A auto-sabotagem é o castelo confortável onde as princesas se escondem. Porque, convenhamos, é assustador sair de lá. É doloroso admitir que, muitas vezes, somos nós que construímos as correntes que nos prendem. Mas o que as princesas esquecem é que esse castelo, embora seguro, é também uma prisão. É sufocante. E enquanto elas continuam a suspirar para o céu, à espera de algo ou alguém que as resgate, as rainhas decidem pegar na espada e enfrentar o que for preciso. Mesmo que estejam a tremer. De dor, de amor, de tudo ao mesmo tempo. Mesmo que não saibam exactamente para onde estão a ir
O nosso amigo “Ego” geralmente constrói justificativas brilhantes, quase poéticas, para mascarar o medo do fracasso. Ele é o mestre dos disfarces. E, claro, preservar o ‘status quo’ significa que você não terá que confrontar algumas verdades incómodas, como o facto de que o sonho de ser um(a) grande escritor(a), empresário(a), atleta ou [insira o sonho aqui] exige, além de talento, muito trabalho. Confrontar isso dói. Então, a auto-sabotagem entra em acção. Eis alguns exemplos clássicos:
- “Não consegui porque escolhi um dia péssimo.”
- “Eu poderia ter sido incrível, mas nunca tive as condições certas.”
- “Claro que estou solteiro(a). Homens/mulheres são todos(as) uns idiotas mesmo.”
- “Se a vida quiser me dar algo bom, que me traga até aqui. Eu não corro atrás.”
Parece inofensivo, mas cada uma destas desculpas reforça a ideia de que você não precisa sair da sua zona de conforto. Afinal, para quê correr o risco de falhar e, com isso, destruir a imagem inflada que você tem do seu “eu potencial”? Melhor ficar onde está.

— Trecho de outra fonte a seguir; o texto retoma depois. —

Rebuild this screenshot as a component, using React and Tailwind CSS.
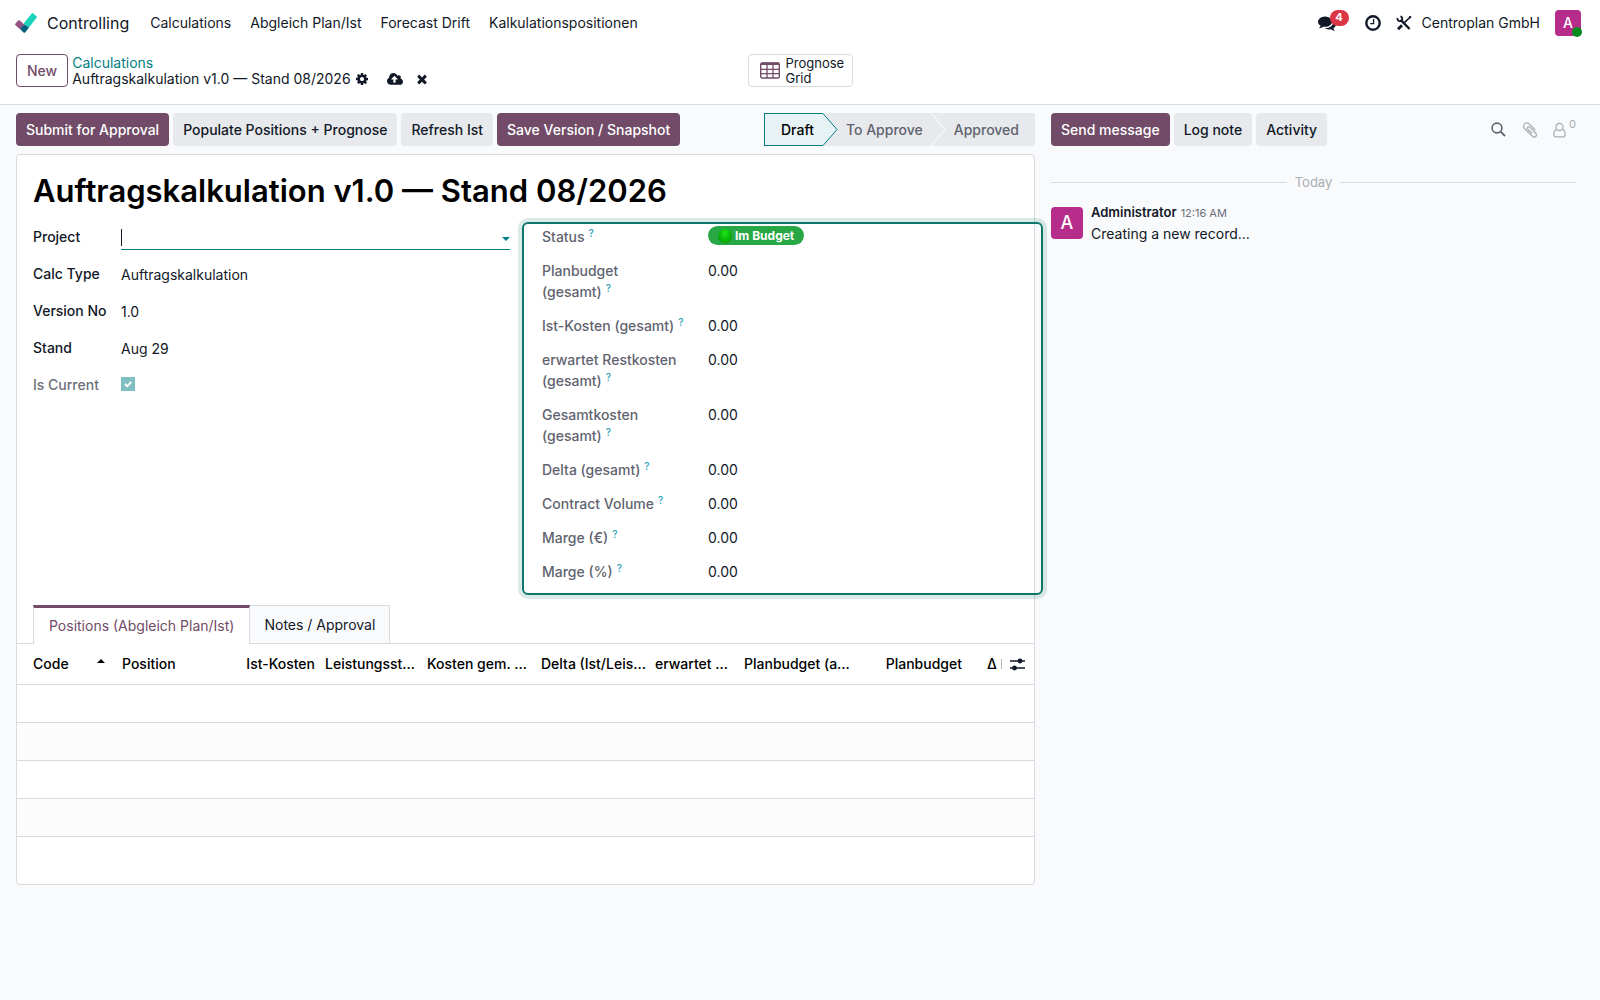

Essas narrativas confortam, mas também paralisam. Elas criam a ilusão de que você está no controlo, quando, na verdade, está a ser controlada pelo medo de encarar a realidade. Afinal, quem seremos sem essas histórias que contamos para nós mesmas?
Sim, a coroa pesa. Carregar a responsabilidade pela própria vida é um fardo. Ser rainha implica ter de fazer escolhas difíceis, sacrifícios reais e, muitas vezes, a solidão de quem opta por um caminho menos percorrido. Mas, ao mesmo tempo, é libertador. Quando deixamos de esperar que a vida nos entregue o que desejamos e começamos a construir o que queremos, percebemos que a liberdade vale infinitamente mais do que a ilusão de segurança.
As rainhas sabem que a perfeição é uma miragem. Elas entendem que o medo não desaparece, mas pode ser domado. E sabem que fracassar não é o fim, mas um capítulo essencial na história de quem tenta. Porque, no final, a vida não é sobre sermos salvas; é sobre salvar-se. É sobre transformar dores em dons, fra(n)quezas e vulnerabilidade em força, desafios em aprendizagens, sonhos em realidade.
No final das contas, a auto-sabotagem não é a sua inimiga. É apenas uma parte de si mesma que precisa de atenção, de cuidado, de transformação. Mas só você pode fazer isso.
Se você quer mesmo romper com o ciclo da auto-sabotagem, precisa começar por ser brutalmente honesta consigo mesma. Vamos lá:
- Reconheça os seus padrões. Quando você procrastina, foge ou racionaliza, o que está realmente a evitar?
- Identifique o que você tem medo de perder. Talvez seja o medo de descobrir que não é tão boa quanto acredita. Ou que talvez seja o medo de perder a segurança que as suas desculpas oferecem.
- Visualize o que você quer. Não como um sonho distante, mas como algo que começa com pequenas acções agora.
Agora, diga-me: o que é que você está disposta a fazer para transformar a sua vida?
Então, aqui fica a questão que só você pode responder-se: vai continuar como princesa, à espera que algo mude, ou vai ajustar a coroa, arregaçar as mangas e começar a reescrever a sua história? Porque ser rainha não é sobre saber tudo ou ter todas as respostas. É sobre começar, é sobre continuar, e é sobre ter a coragem de recomeçar ou de acabar, se for necessário.
E sabe o que é mais incrível? Você não precisa de um reino inteiro para dar o primeiro passo. Ele começa com esse que aparenta não ser mais do que um cliché (eu sei), esse famoso ou infame “aqui e agora”. Com o momento em que você decide que já está farta de desculpas, que já chega de auto-sabotagem, já chega de esperar. É aqui, neste instante, que o mundo começa a mudar – porque você decidiu mudar.
A vida não é sobre evitar a dor, mas sobre crescer através dela. Parar de se sabotar é um acto de amor-próprio e inteligência emocional. É decidir que você merece uma vida plena, mesmo que isso exija trabalho, esforço e, sim, alguns tropeções pelo caminho.
E aqui está o ponto principal: a auto-sabotagem não é sobre fracasso, mas sobre medo do fracasso. E, mais profundamente, medo de perder a identidade construída em torno de uma narrativa confortável.
No final das contas, a escolha é sua: continuar refém das suas desculpas ou romper as correntes e seguir em direcção ao desconhecido. O desconhecido assusta, mas também é o único lugar onde o novo pode surgir.
As princesas sonham com finais felizes. As rainhas criam realidades felizes. Ajuste a sua coroa (lidar com uma perda, recomeçar após o fracasso, dizer não a algo que já não serve, etc.), minha cara, e lembre-se: o mundo não vai mudar sozinho. Ele está à espera da sua majestade.